It’s well understood that if you see the world through sufficiently Keynesian eyes, you might welcome a destructive hurricane or the threat of an alien invasion (together with the frantic spending it would stimulate) as just the ticket to lift the economy out of a recession.
What seems to have been largely overlooked is that even in a thoroughly non-Keynesian world where markets work perfectly (or as perfectly as they can in the presence of a distortionary income tax), and recessions cure themselves, we might still want that hurricane.
Or, because we can’t always call forth hurricanes when we need them, we might want our government to simulate their effects by diverting funds from useful to destructive spending projects — or just occasionally showing up at people’s houses and trashing their furniture.
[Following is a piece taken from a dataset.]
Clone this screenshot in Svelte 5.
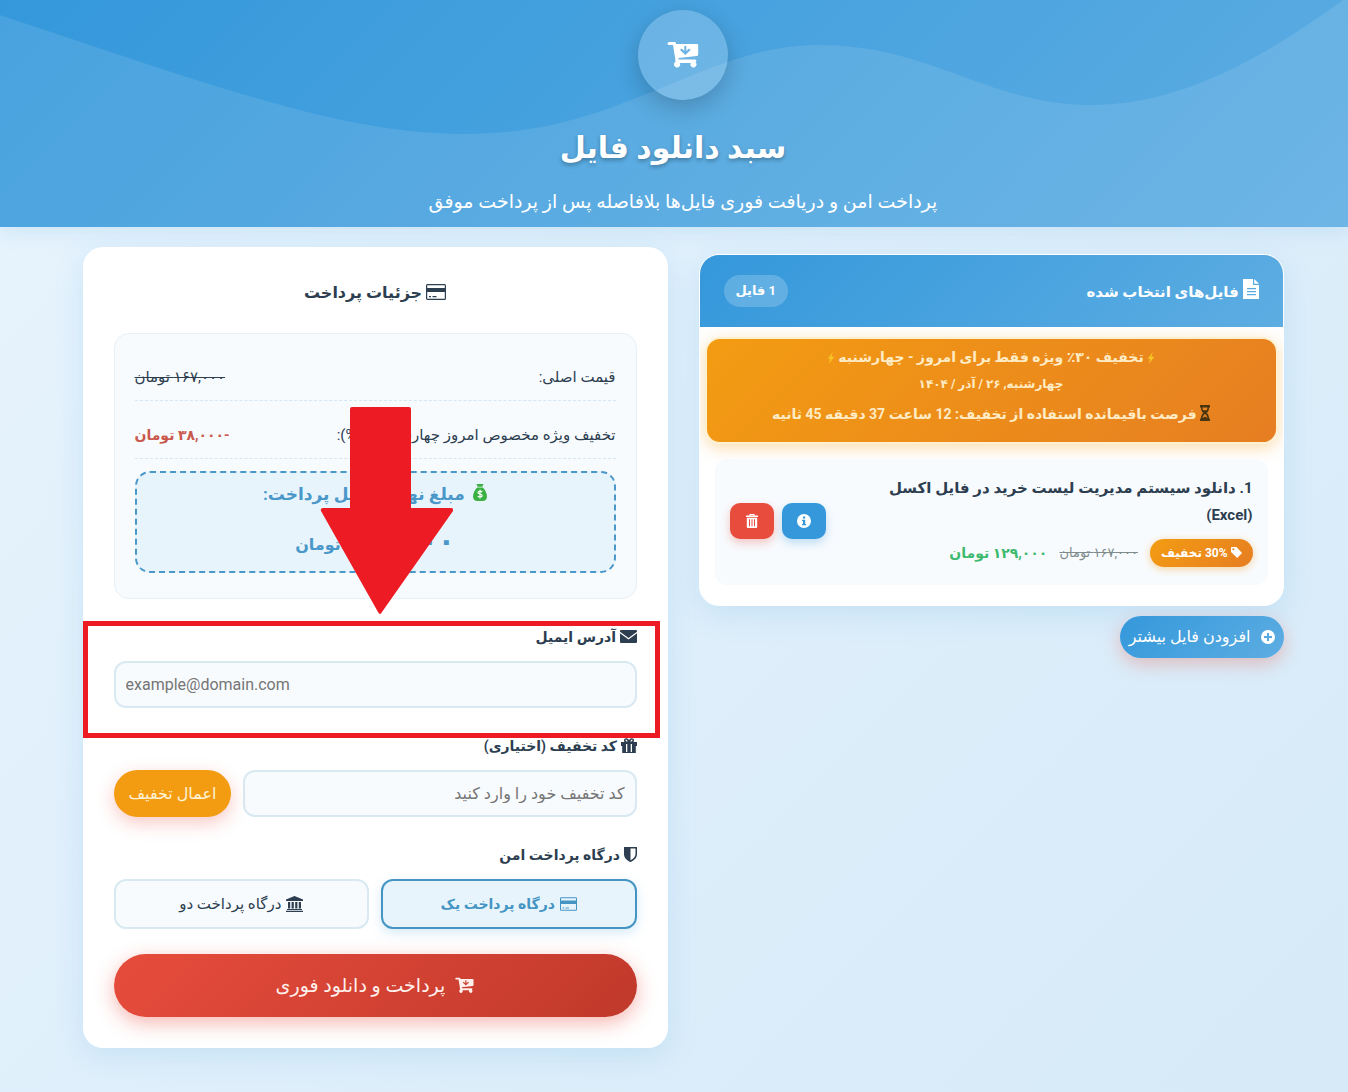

Here’s why: Hurricanes make us collectively poorer. When we’re poorer, we work more. When we work more, the government collects additional income tax revenue. But — taking total government spending as given — the government can’t continue to collect additional revenue forever; sooner or later it must lower tax rates. (This assumes we’re on the good side of the Laffer curve, where the way to collect less revenue is to lower rates, not raise them.) When tax rates fall, labor markets work more efficiently. So much so, in fact, that the efficiency gains can more than compensate for the initial destruction.
I only realized this recently, and it surprised me (along with several others I showed it to) enough that I wrote it up as a short paper. (Update: A more recent version of the paper is here.) I also looked back through my blog archives to see how badly I’d gotten this wrong in the past.